» **Task to complete**: Take the entries below and print all of them exactly, please.

» **Recorded information**:
-- start --
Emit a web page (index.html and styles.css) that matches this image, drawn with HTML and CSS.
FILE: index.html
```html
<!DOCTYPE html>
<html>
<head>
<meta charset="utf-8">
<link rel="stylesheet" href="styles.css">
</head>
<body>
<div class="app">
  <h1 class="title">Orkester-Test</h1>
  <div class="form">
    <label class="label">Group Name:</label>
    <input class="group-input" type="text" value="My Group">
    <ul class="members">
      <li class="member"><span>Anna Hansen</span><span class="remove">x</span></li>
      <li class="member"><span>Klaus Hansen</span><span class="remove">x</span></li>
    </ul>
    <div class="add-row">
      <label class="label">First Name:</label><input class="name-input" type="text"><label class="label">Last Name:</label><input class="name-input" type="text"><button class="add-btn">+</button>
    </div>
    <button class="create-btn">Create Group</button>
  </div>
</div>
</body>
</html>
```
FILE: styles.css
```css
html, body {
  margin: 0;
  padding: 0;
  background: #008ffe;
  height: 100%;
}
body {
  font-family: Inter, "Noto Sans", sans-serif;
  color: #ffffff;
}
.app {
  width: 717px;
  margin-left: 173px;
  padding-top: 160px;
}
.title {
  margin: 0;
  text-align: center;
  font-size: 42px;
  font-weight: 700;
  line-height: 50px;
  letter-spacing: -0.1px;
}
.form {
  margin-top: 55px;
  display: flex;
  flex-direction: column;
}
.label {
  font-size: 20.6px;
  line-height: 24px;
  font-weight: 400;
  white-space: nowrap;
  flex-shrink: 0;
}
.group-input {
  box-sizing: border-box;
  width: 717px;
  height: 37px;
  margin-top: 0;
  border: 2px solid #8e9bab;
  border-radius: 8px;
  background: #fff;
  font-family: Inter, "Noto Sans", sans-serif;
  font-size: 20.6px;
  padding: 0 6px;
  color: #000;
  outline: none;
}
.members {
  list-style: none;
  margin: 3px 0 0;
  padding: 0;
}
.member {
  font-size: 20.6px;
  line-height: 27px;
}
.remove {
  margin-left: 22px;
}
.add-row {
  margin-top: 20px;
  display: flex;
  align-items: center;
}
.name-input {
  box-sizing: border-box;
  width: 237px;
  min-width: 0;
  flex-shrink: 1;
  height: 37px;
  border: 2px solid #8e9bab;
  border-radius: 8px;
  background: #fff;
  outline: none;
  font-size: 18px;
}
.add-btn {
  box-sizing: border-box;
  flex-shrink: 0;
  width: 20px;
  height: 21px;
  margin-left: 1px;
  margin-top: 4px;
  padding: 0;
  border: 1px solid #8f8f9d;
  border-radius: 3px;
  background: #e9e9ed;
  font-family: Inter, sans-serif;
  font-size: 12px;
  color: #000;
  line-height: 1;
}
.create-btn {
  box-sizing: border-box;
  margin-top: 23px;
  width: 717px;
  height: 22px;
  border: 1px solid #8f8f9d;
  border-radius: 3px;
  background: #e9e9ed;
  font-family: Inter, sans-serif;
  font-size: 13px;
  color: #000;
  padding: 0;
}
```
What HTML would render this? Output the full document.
-- end --
» **Answer to this problem**:
Emit a web page (index.html and styles.css) that matches this image, drawn with HTML and CSS.
FILE: index.html
```html
<!DOCTYPE html>
<html>
<head>
<meta charset="utf-8">
<link rel="stylesheet" href="styles.css">
</head>
<body>
<div class="app">
  <h1 class="title">Orkester-Test</h1>
  <div class="form">
    <label class="label">Group Name:</label>
    <input class="group-input" type="text" value="My Group">
    <ul class="members">
      <li class="member"><span>Anna Hansen</span><span class="remove">x</span></li>
      <li class="member"><span>Klaus Hansen</span><span class="remove">x</span></li>
    </ul>
    <div class="add-row">
      <label class="label">First Name:</label><input class="name-input" type="text"><label class="label">Last Name:</label><input class="name-input" type="text"><button class="add-btn">+</button>
    </div>
    <button class="create-btn">Create Group</button>
  </div>
</div>
</body>
</html>
```
FILE: styles.css
```css
html, body {
  margin: 0;
  padding: 0;
  background: #008ffe;
  height: 100%;
}
body {
  font-family: Inter, "Noto Sans", sans-serif;
  color: #ffffff;
}
.app {
  width: 717px;
  margin-left: 173px;
  padding-top: 160px;
}
.title {
  margin: 0;
  text-align: center;
  font-size: 42px;
  font-weight: 700;
  line-height: 50px;
  letter-spacing: -0.1px;
}
.form {
  margin-top: 55px;
  display: flex;
  flex-direction: column;
}
.label {
  font-size: 20.6px;
  line-height: 24px;
  font-weight: 400;
  white-space: nowrap;
  flex-shrink: 0;
}
.group-input {
  box-sizing: border-box;
  width: 717px;
  height: 37px;
  margin-top: 0;
  border: 2px solid #8e9bab;
  border-radius: 8px;
  background: #fff;
  font-family: Inter, "Noto Sans", sans-serif;
  font-size: 20.6px;
  padding: 0 6px;
  color: #000;
  outline: none;
}
.members {
  list-style: none;
  margin: 3px 0 0;
  padding: 0;
}
.member {
  font-size: 20.6px;
  line-height: 27px;
}
.remove {
  margin-left: 22px;
}
.add-row {
  margin-top: 20px;
  display: flex;
  align-items: center;
}
.name-input {
  box-sizing: border-box;
  width: 237px;
  min-width: 0;
  flex-shrink: 1;
  height: 37px;
  border: 2px solid #8e9bab;
  border-radius: 8px;
  background: #fff;
  outline: none;
  font-size: 18px;
}
.add-btn {
  box-sizing: border-box;
  flex-shrink: 0;
  width: 20px;
  height: 21px;
  margin-left: 1px;
  margin-top: 4px;
  padding: 0;
  border: 1px solid #8f8f9d;
  border-radius: 3px;
  background: #e9e9ed;
  font-family: Inter, sans-serif;
  font-size: 12px;
  color: #000;
  line-height: 1;
}
.create-btn {
  box-sizing: border-box;
  margin-top: 23px;
  width: 717px;
  height: 22px;
  border: 1px solid #8f8f9d;
  border-radius: 3px;
  background: #e9e9ed;
  font-family: Inter, sans-serif;
  font-size: 13px;
  color: #000;
  padding: 0;
}
```
What HTML would render this? Output the full document.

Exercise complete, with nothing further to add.